While the industry was quick to take a proactive stance on climate change and sustainability, a new report from AdGreen UK shows that while the industry may be able to ‘talk the talk’, there’s a way to go before it can credibly claim to ‘walk the walk’!

AdGreen’s carbon tracking found there was a 1.5 tCO2e (metric tonnes of CO2 equivalent) increase in emissions in the average project size, compared to 2022, jumping to 6.2 tCO2e and the average project size for productions with a budget over £50,000 per shoot day rose to 13.9 tCO2e, from 12.8 tCO2e.

However, now that industry emissions are being tracked, the problem areas that need to be addressed are revealing themselves. Travel and transport accounts for 72.1% of emissions from agency projects. Air travel alone accounts for 60.2% as the industry flies to novel and unique locations to create relevant and creative content for consumers.

Change will not happen overnight, but it is important to recognise and understand the industry’s contribution to the climate crisis.

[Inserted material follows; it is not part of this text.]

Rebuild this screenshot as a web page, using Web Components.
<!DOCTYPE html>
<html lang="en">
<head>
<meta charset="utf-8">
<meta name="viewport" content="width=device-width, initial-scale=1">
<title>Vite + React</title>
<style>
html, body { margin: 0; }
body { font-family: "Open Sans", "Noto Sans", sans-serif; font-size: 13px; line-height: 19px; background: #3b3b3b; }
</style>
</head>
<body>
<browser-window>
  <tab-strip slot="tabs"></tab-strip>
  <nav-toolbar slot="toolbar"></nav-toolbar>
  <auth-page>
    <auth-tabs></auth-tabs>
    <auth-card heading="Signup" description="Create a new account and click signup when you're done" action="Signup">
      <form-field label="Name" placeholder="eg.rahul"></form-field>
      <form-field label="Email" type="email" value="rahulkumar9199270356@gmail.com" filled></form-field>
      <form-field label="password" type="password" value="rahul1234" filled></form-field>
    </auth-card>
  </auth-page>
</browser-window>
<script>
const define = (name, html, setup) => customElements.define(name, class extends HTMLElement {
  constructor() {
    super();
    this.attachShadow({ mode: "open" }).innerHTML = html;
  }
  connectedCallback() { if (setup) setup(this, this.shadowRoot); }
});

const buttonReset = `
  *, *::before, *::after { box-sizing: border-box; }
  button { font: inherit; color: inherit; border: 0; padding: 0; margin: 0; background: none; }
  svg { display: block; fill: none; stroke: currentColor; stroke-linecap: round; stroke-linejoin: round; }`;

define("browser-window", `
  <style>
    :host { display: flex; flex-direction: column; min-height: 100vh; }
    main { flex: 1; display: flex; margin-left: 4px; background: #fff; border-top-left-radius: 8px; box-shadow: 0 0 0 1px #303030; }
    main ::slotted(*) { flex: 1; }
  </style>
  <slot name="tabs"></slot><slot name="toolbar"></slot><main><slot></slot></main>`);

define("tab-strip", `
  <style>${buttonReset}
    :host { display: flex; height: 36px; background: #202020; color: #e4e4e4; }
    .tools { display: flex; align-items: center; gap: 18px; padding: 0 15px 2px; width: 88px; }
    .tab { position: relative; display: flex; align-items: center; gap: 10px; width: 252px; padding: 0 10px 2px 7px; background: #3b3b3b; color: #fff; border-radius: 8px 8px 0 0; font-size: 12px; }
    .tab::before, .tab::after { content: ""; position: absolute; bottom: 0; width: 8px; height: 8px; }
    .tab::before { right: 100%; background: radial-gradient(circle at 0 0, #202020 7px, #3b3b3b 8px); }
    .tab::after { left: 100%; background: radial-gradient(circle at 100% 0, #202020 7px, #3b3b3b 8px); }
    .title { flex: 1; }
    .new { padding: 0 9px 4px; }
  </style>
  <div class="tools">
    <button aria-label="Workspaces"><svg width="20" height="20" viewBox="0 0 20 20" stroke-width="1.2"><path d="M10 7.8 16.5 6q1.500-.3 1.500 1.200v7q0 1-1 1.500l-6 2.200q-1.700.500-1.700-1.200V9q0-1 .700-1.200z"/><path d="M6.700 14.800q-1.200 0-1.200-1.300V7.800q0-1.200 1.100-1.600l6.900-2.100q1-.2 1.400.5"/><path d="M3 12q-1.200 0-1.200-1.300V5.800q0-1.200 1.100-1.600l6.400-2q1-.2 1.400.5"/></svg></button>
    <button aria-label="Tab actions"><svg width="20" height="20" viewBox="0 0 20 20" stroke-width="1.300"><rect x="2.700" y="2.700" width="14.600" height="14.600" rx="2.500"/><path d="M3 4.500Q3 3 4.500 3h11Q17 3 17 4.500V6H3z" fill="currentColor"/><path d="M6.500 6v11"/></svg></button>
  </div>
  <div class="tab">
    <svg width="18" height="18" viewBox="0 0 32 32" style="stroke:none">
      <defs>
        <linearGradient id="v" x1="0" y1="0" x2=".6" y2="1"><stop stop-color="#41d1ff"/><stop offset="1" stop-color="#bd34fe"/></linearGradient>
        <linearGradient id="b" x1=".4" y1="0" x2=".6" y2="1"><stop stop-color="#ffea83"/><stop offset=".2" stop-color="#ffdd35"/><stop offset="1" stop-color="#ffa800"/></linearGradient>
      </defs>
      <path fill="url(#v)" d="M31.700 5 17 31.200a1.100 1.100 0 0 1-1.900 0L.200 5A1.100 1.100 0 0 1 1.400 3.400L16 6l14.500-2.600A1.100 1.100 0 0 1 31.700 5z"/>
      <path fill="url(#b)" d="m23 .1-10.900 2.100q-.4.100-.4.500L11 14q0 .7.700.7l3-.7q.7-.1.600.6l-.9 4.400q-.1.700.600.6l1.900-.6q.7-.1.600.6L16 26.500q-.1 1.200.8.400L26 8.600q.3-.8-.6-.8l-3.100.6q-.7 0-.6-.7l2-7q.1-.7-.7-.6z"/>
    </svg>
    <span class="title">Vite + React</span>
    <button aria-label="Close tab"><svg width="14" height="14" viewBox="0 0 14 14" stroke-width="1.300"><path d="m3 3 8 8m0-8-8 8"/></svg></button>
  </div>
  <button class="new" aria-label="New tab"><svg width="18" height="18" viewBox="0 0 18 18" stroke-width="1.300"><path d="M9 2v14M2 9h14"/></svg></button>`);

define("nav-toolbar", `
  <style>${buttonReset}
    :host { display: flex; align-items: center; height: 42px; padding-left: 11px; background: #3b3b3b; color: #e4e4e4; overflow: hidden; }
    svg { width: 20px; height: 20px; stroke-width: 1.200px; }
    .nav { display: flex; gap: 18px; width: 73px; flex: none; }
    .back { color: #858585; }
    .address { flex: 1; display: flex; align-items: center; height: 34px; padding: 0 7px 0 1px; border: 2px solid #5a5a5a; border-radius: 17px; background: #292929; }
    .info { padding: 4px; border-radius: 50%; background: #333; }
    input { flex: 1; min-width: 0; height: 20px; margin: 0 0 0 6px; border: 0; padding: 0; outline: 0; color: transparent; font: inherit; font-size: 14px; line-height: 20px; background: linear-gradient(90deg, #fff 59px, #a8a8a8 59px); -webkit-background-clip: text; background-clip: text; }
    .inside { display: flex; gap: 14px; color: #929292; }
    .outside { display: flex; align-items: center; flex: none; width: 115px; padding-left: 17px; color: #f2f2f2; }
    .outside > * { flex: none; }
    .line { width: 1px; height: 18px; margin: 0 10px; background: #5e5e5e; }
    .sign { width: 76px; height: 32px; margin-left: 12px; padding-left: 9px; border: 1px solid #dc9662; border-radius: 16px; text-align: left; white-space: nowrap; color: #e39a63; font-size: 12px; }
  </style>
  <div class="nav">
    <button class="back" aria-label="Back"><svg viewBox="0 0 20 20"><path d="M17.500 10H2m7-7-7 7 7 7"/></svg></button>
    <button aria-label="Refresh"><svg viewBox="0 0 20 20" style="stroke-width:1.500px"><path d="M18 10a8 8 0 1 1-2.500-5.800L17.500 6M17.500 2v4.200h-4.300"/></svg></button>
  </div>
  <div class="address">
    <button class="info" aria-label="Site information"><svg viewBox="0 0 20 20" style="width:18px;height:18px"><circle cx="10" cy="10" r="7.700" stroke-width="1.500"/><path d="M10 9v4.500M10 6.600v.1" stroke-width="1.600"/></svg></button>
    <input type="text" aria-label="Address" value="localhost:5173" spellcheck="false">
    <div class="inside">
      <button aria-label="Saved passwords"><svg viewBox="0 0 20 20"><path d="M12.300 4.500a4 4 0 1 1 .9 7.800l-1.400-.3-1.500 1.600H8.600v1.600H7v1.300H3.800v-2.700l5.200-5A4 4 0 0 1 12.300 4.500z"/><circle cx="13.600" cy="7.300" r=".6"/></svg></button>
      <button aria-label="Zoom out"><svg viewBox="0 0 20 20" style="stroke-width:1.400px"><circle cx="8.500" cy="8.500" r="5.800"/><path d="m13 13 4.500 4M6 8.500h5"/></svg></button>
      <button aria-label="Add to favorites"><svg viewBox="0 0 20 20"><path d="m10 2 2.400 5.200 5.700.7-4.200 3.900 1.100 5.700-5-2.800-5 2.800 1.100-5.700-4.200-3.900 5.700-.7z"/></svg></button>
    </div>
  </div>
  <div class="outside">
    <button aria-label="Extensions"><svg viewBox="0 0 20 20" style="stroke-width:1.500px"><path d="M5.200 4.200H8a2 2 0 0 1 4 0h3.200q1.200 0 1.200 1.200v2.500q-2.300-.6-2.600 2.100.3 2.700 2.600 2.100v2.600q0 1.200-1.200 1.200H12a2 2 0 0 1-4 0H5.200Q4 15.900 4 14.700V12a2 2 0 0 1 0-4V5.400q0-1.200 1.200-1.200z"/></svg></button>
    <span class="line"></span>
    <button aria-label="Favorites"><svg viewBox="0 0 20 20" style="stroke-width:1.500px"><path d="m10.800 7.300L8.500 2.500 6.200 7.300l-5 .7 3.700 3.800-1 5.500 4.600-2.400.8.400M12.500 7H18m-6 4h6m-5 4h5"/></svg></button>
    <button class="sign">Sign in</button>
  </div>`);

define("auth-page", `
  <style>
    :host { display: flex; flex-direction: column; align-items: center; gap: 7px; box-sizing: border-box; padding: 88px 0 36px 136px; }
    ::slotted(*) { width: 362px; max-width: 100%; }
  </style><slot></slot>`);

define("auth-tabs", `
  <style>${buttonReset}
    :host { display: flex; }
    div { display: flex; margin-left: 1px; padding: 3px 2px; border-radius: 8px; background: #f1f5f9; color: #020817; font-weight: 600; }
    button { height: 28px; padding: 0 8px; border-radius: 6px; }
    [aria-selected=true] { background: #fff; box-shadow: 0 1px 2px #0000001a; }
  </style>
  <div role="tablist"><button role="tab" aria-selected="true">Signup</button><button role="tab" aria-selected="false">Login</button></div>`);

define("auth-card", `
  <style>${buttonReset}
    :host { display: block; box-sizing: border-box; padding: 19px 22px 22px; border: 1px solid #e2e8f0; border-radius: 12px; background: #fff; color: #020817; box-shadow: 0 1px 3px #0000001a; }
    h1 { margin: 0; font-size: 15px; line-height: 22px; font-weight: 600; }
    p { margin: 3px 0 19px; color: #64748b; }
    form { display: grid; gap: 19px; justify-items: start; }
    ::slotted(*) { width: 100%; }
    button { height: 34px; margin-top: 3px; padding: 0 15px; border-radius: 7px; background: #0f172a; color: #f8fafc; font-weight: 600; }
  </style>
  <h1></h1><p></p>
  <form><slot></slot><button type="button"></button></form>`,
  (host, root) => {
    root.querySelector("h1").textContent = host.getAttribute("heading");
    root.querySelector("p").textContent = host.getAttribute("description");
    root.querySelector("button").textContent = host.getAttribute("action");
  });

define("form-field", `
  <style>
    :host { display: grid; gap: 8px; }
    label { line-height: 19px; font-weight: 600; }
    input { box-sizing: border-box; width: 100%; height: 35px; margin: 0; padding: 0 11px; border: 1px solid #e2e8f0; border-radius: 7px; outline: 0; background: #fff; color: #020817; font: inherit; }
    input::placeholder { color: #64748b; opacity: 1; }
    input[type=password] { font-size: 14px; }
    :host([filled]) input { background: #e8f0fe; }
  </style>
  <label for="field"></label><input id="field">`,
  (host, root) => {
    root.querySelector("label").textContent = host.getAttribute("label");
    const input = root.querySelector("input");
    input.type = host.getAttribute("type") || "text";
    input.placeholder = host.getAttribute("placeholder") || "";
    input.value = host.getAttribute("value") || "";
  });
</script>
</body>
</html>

At MCCP, our internal “Team Green” have been making changes throughout our office and introducing processes helping to reduce our carbon impact. We are also proud to be the insight and strategy partner of Custodian, who pioneering a service to help brands track the carbon impact of all their marketing activity. 


Linear TV’s last assets under threat?

Netflix will stream the NFL’s marquee Christmas Day games as part of a three-season deal – its first move into major live sport properties – representing a significant shift in the streaming giant’s sport strategy.

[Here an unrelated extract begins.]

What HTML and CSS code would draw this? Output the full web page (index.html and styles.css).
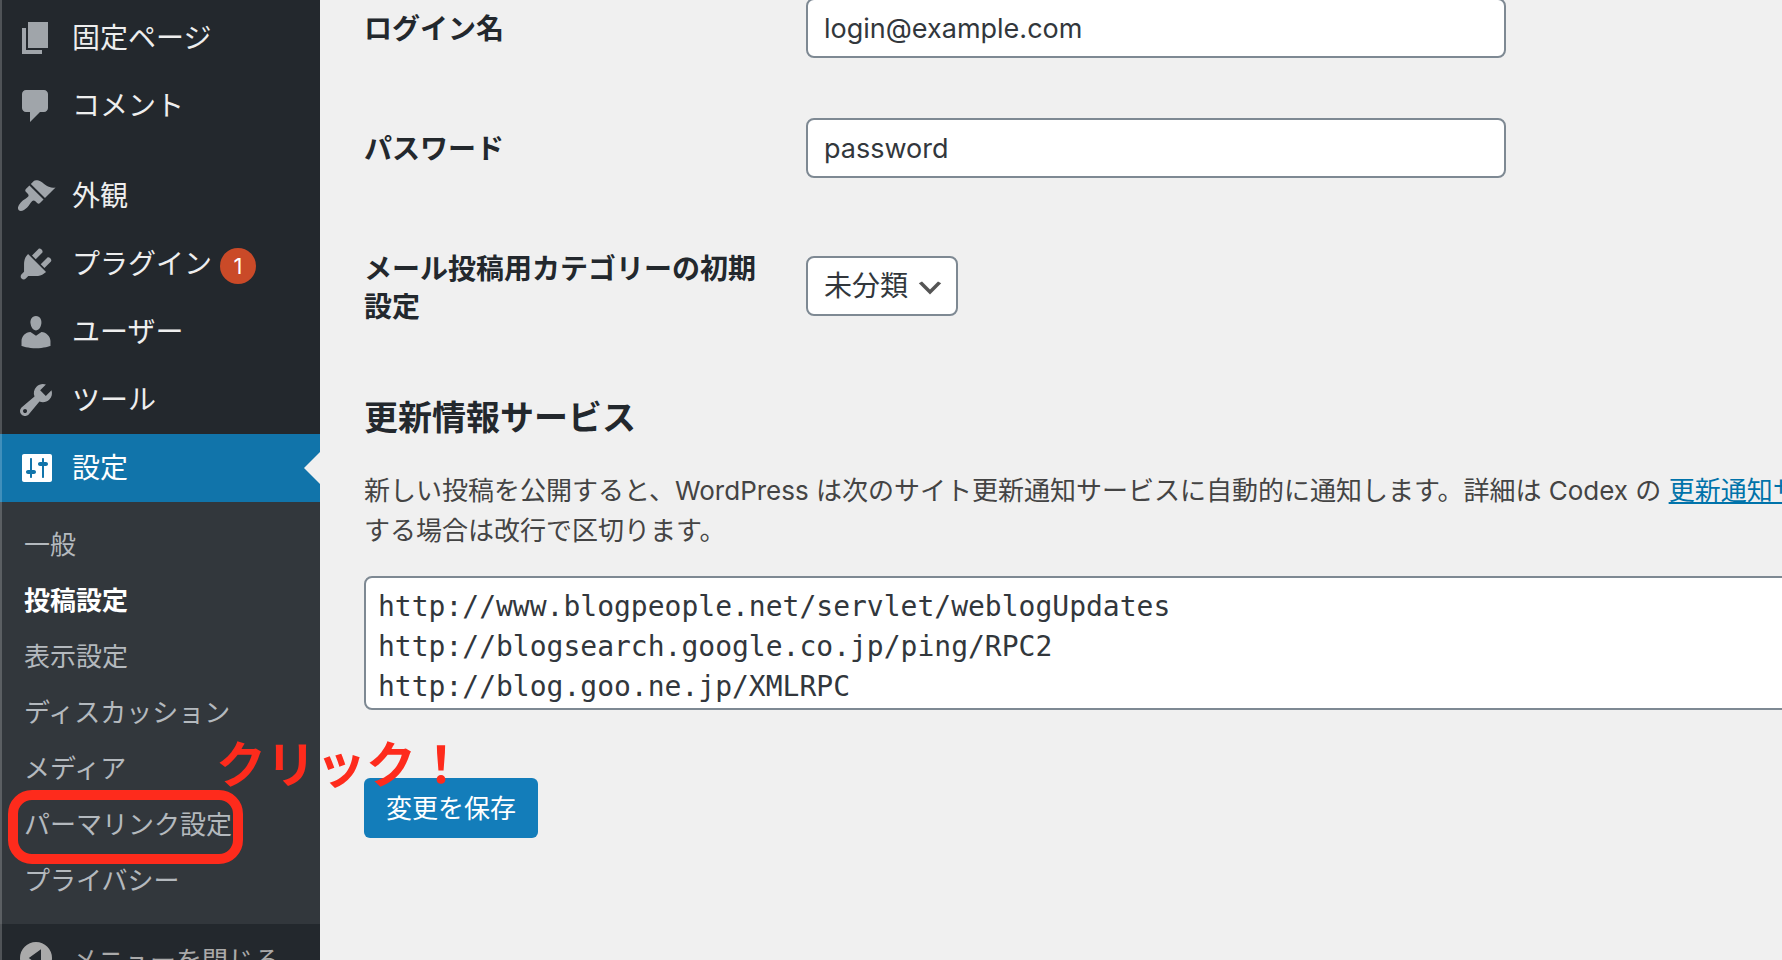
FILE: index.html
```html
<!DOCTYPE html>
<html lang="ja">

<head>
    <meta charset="utf-8">
    <title>投稿設定</title>
    <meta name="viewport" content="width=device-width, initial-scale=1.0">
    <link rel="stylesheet" href="styles.css">
</head>

<body>
    <div class="wrap">
        <nav class="sidebar">
            <ul class="menu">
                <li>
                    <a class="menu-link" href="#">
                        <svg class="icon" viewBox="0 0 20 20"><path d="M6 15V2h10v13H6zm-1 1h8v2H3V5h2v11z"/></svg>
                        固定ページ
                    </a>
                </li>
                <li>
                    <a class="menu-link" href="#">
                        <svg class="icon" viewBox="0 0 20 20"><path d="M5 2h9c1.1 0 2 .9 2 2v7c0 1.1-.9 2-2 2h-2l-5 5v-5H5c-1.1 0-2-.9-2-2V4c0-1.1.9-2 2-2z"/></svg>
                        コメント
                    </a>
                </li>
                <li class="separator"></li>
                <li>
                    <a class="menu-link" href="#">
                        <svg class="icon" viewBox="0 0 20 20"><path d="M14.48 11.06L7.41 3.99l1.5-1.5c.5-.56 2.3-.47 3.51.32 1.21.8 1.43 1.28 2.91 2.1 1.18.64 2.45 1.26 4.45.85zm-.71.71L6.7 4.7 4.93 6.47c-.39.39-.39 1.02 0 1.41l1.06 1.06c.39.39.39 1.03 0 1.42-.6.6-1.43 1.11-2.21 1.69-.35.26-.7.53-1.01.84C1.43 14.23.4 16.08 1.4 17.07c.99 1 2.84-.03 4.18-1.36.31-.31.58-.66.85-1.02.57-.78 1.08-1.61 1.69-2.21.39-.39 1.02-.39 1.41 0l1.06 1.06c.39.39 1.02.39 1.41 0z"/></svg>
                        外観
                    </a>
                </li>
                <li>
                    <a class="menu-link" href="#">
                        <svg class="icon" viewBox="0 0 20 20"><path d="M13.11 4.36L9.87 7.6 8 5.73l3.24-3.24c.35-.34 1.05-.2 1.56.32.52.51.66 1.21.31 1.55zm-8 1.77l.91-1.12 9.01 9.01-1.19.84c-.71.71-2.63 1.16-3.82 1.16H6.14L4.9 17.26c-.59.59-1.54.59-2.12 0-.59-.58-.59-1.53 0-2.12l1.24-1.24v-3.88c0-1.13.4-3.19 1.09-3.89zm7.26 3.97l3.24-3.24c.34-.35 1.04-.21 1.55.31.52.51.66 1.21.31 1.55l-3.24 3.25z"/></svg>
                        プラグイン
                        <span class="badge">1</span>
                    </a>
                </li>
                <li>
                    <a class="menu-link" href="#">
                        <svg class="icon" viewBox="0 0 20 20"><path d="M10 9.25c-2.27 0-2.73-3.44-2.73-3.44C7 4.02 7.82 2 9.97 2c2.16 0 2.98 2.02 2.71 3.81 0 0-.41 3.44-2.68 3.44zm0 2.57L12.72 10c2.39 0 4.52 2.33 4.52 4.53v2.49s-3.65 1.13-7.24 1.13c-3.65 0-7.24-1.13-7.24-1.13v-2.49c0-2.25 1.94-4.48 4.47-4.48z"/></svg>
                        ユーザー
                    </a>
                </li>
                <li>
                    <a class="menu-link" href="#">
                        <svg class="icon" viewBox="0 0 20 20"><path d="M16.68 9.77c-1.34 1.34-3.3 1.67-4.95.99l-5.41 6.52c-.99.99-2.59.99-3.58 0s-.99-2.59 0-3.57l6.52-5.42c-.68-1.65-.35-3.61.99-4.95 1.28-1.28 3.12-1.62 4.72-1.06l-2.89 2.89 2.82 2.82 2.86-2.87c.53 1.58.18 3.39-1.08 4.65zM3.81 16.21c.4.39 1.04.39 1.43 0 .4-.4.4-1.04 0-1.43-.39-.4-1.03-.4-1.43 0-.39.39-.39 1.03 0 1.43z"/></svg>
                        ツール
                    </a>
                </li>
                <li>
                    <a class="menu-link current" href="#">
                        <svg class="icon" viewBox="0 0 20 20"><path d="M18 16V4c0-.55-.45-1-1-1H4c-.55 0-1 .45-1 1v12c0 .55.45 1 1 1h13c.55 0 1-.45 1-1zM8 11h1c.55 0 1 .45 1 1s-.45 1-1 1H8v1.5c0 .28-.22.5-.5.5s-.5-.22-.5-.5V13H6c-.55 0-1-.45-1-1s.45-1 1-1h1V5.5c0-.28.22-.5.5-.5s.5.22.5.5V11zm5-2h-1c-.55 0-1-.45-1-1s.45-1 1-1h1V5.5c0-.28.22-.5.5-.5s.5.22.5.5V7h1c.55 0 1 .45 1 1s-.45 1-1 1h-1v5.5c0 .28-.22.5-.5.5s-.5-.22-.5-.5V9z"/></svg>
                        設定
                    </a>
                    <ul class="submenu">
                        <li><a href="#">一般</a></li>
                        <li><a class="active" href="#">投稿設定</a></li>
                        <li><a href="#">表示設定</a></li>
                        <li><a href="#">ディスカッション</a></li>
                        <li><a href="#">メディア</a></li>
                        <li class="marked">
                            <a href="#">パーマリンク設定</a>
                            <span class="mark-frame"></span>
                            <strong class="mark-text">クリック！</strong>
                        </li>
                        <li><a href="#">プライバシー</a></li>
                    </ul>
                </li>
            </ul>
            <button type="button" class="menu-link collapse">
                <svg class="icon" viewBox="0 0 20 20"><path fill-rule="evenodd" d="M10 2a8 8 0 1 0 0 16a8 8 0 1 0 0-16zM12.500 5.600v8.800L6.400 10z"/></svg>
                メニューを閉じる
            </button>
        </nav>

        <main class="content">
            <form>
                <table class="form-table">
                    <tr>
                        <th><label for="login">ログイン名</label></th>
                        <td><input type="text" id="login" value="login@example.com"></td>
                    </tr>
                    <tr>
                        <th><label for="pass">パスワード</label></th>
                        <td><input type="text" id="pass" value="password"></td>
                    </tr>
                    <tr>
                        <th><label for="category">メール投稿用カテゴリーの初期設定</label></th>
                        <td>
                            <span class="select-box">
                                <select id="category">
                                    <option>未分類</option>
                                </select>
                                <svg class="chevron" viewBox="0 0 20 20"><path d="M5 6l5 5 5-5 2 1-7 7-7-7 2-1z"/></svg>
                            </span>
                        </td>
                    </tr>
                </table>

                <h2>更新情報サービス</h2>
                <p class="description"><label for="ping">新しい投稿を公開すると、WordPress は次のサイト更新通知サービスに自動的に通知します。詳細は Codex の</label> <a href="#">更新通知サービス</a><br>する場合は改行で区切ります。</p>
                <textarea id="ping" rows="3">http://www.blogpeople.net/servlet/weblogUpdates
http://blogsearch.google.co.jp/ping/RPC2
http://blog.goo.ne.jp/XMLRPC</textarea>
                <button type="submit" class="submit">変更を保存</button>
            </form>
        </main>
    </div>
</body>

</html>
```
FILE: styles.css
```css
* {
    box-sizing: border-box;
}

body {
    margin: 0;
    background: #f0f0f0;
    color: #444;
    font-family: Inter, "Noto Sans CJK JP", sans-serif;
    font-size: 26px;
    line-height: 40px;
}

.wrap {
    display: flex;
    height: 100vh;
    overflow: hidden;
}

/* sidebar */

.sidebar {
    position: relative;
    z-index: 1;
    flex: 0 0 320px;
    padding-top: 4px;
    background: #23282d;
}

/* light edge on the left of the menu */
.sidebar::before {
    content: "";
    position: absolute;
    top: 0;
    bottom: 0;
    left: 0;
    z-index: 1;
    width: 2px;
    background: rgba(255, 255, 255, 0.2);
}

.menu,
.submenu {
    margin: 0;
    padding: 0;
    list-style: none;
}

.menu-link {
    position: relative;
    display: flex;
    align-items: center;
    width: 100%;
    height: 68px;
    padding: 0 16px;
    color: #eee;
    font-size: 28px;
    text-decoration: none;
}

.icon {
    width: 40px;
    height: 40px;
    margin-right: 16px;
    fill: #a0a5aa;
}

.separator {
    height: 22px;
}

.badge {
    width: 36px;
    height: 36px;
    margin: 4px 0 0 8px;
    border-radius: 50%;
    background: #ca4a28;
    color: #fff;
    font-size: 22px;
    line-height: 36px;
    text-align: center;
}

.current {
    background: #1174aa;
    color: #fff;
}

.current .icon {
    fill: #fff;
}

.current::after {
    content: "";
    position: absolute;
    top: 18px;
    right: 0;
    border: 16px solid transparent;
    border-left: 0;
    border-right-color: #f0f0f0;
}

.submenu {
    padding: 15px 0;
    background: #32373c;
}

.submenu a {
    display: block;
    padding: 8px 24px;
    color: #b4b9be;
    text-decoration: none;
}

.submenu .active {
    color: #fff;
    font-weight: bold;
}

.marked {
    position: relative;
}

.mark-frame {
    position: absolute;
    top: -7px;
    left: 8px;
    width: 235px;
    height: 74px;
    border: 10px solid #fe2b1c;
    border-radius: 24px;
}

.mark-text {
    position: absolute;
    top: -62px;
    left: 216px;
    color: #fe2b1c;
    font-size: 50px;
    line-height: 60px;
    white-space: nowrap;
}

.collapse {
    border: 0;
    background: none;
    color: #aaa;
    font-family: inherit;
    font-size: 26px;
}

.collapse .icon {
    fill: #aaa;
}

/* settings form */

.content {
    flex: 1;
    min-width: 0;
    padding-left: 44px;
    overflow: hidden;
}

.form-table {
    width: 100%;
    margin-top: -32px;
    border-collapse: collapse;
}

.form-table th {
    width: 422px;
    padding: 42px 20px 38px 0;
    color: #23282d;
    font-size: 28px;
    line-height: 38px;
    text-align: left;
    vertical-align: top;
}

.form-table td {
    padding: 30px 20px;
}

input,
select,
textarea {
    display: block;
    border: 2px solid #7e8993;
    border-radius: 8px;
    background: #fff;
    color: #32373c;
    font-family: inherit;
    font-size: 28px;
}

input {
    width: 700px;
    max-width: 100%;
    height: 60px;
    padding: 0 16px;
    font-size: 27px;
}

.select-box {
    position: relative;
    display: inline-block;
    vertical-align: middle;
}

select {
    width: 152px;
    height: 60px;
    padding: 0 48px 0 16px;
    appearance: none;
}

.chevron {
    position: absolute;
    top: 16px;
    right: 12px;
    width: 32px;
    height: 32px;
    fill: #555;
    pointer-events: none;
}

h2 {
    margin: 35px 0 34px;
    color: #23282d;
    font-size: 34px;
    line-height: 38px;
}

.description {
    margin: 0 0 25px;
    white-space: nowrap;
}

.description a {
    color: #0073aa;
}

textarea {
    width: 110%;
    height: 134px;
    padding: 9px 12px 3px;
    font-family: "DejaVu Sans Mono", monospace;
    line-height: 40px;
    resize: none;
    overflow: hidden;
}

.submit {
    height: 60px;
    margin-top: 68px;
    padding: 0 22px 3px;
    border: 0;
    border-radius: 6px;
    background: #137dba;
    color: #fff;
    font-family: inherit;
    font-size: 26px;
}
```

Big appointment viewing occasions are an important conduit for new subscribers, but now armed with a growing advertising tier, Netflix is looking at this as an opportunity across all of its business.

Earlier this year, Netflix announced a long-term deal with WWE to bring the wrestling series’ flagship weekly program, Raw, to the service. Success in both arenas could pave the way for much more live sport on Netflix.

On sport, however, it has always played a different game from other streamers who bid for rights alongside the traditional networks – and as viewers flocked to their platforms. Netflix has been more interested in the narratives around sport and has made some incredibly successful documentaries out of them.

But live events have been creeping into view on Netflix: in November 2022, it live streamed its first comedy special, seen at the time as an experiment with the technology. A year later it broadcast a novelty golf competition and was gearing up to show live tennis.

At MCCP we frequently speak with younger audiences who tell us that traditional ‘appointment TV’ is becoming less relevant to them. They want their entertainment on their terms. Right time. Right place. Right platform. Right now! The recent GAAGO controversy may contradict this but watch your screens!


5 Key trends in travel in 2024

At MCCP we have been uncovering a lot of insight in international travel, here is some of the key trends for this year:

  • Climate change is affecting the way people plan their holidays, with rising temperatures likely to reduce demand for travel to hotter destinations in the long term.
  • The growing importance of hybrid work arrangements in talent acquisition and emphasis on work-life balance among employees have created the conditions for blended business and leisure travel to thrive.
  • Popular travel destinations are receiving more visitors than they can handle, negatively impacting the environment, infrastructure, local communities, and overall visitor experience.
  • Consumers are finding ways to cut travel expenses to cope with the heightened cost of living, but they will still indulge in small luxuries for their holidays.
  • Demand for sustainable travel is on the rise, but consumers feel there are obstacles to incorporating more sustainable practices into their trips.


A picture says 1000 words, but a sound makes a lasting connection

Alcohol brands craft quality products with impressive and engaging visual identities, but a recent study has found that the alcohol sector lacks sonic assets. With licensing becoming increasingly expensive and the prevalence of generic stock music, there’s a strong case to be made for alcohol brands to start investing in their own, unique, aural signatures.

The study reviewed the top 5 brands in each sector by market share and found that the strongest preforming brand overall, still only owned 27% of the music they used in external communications. Furthermore, the study also revealed the inconsistent application of sonic assets across the different sectors: Beer accounted for 50% of the 10 best performing brands, but the champagne sub-category was found to use “stock music” or “no music” in 90% of their external marketing.

MCCP have also championed long-term brand building and recognise that sound plays in this. Echoic (short term hearing) memory lasts longer than iconic memory, which is the ultra-short memory of visual imagery. Where a sound might linger in your echoic memory for up to four seconds, your ability to store visual information lasts for just a few hundred milliseconds which means distinct, sonic assets can play a crucial role in driving salience and generating long-term consumer connections.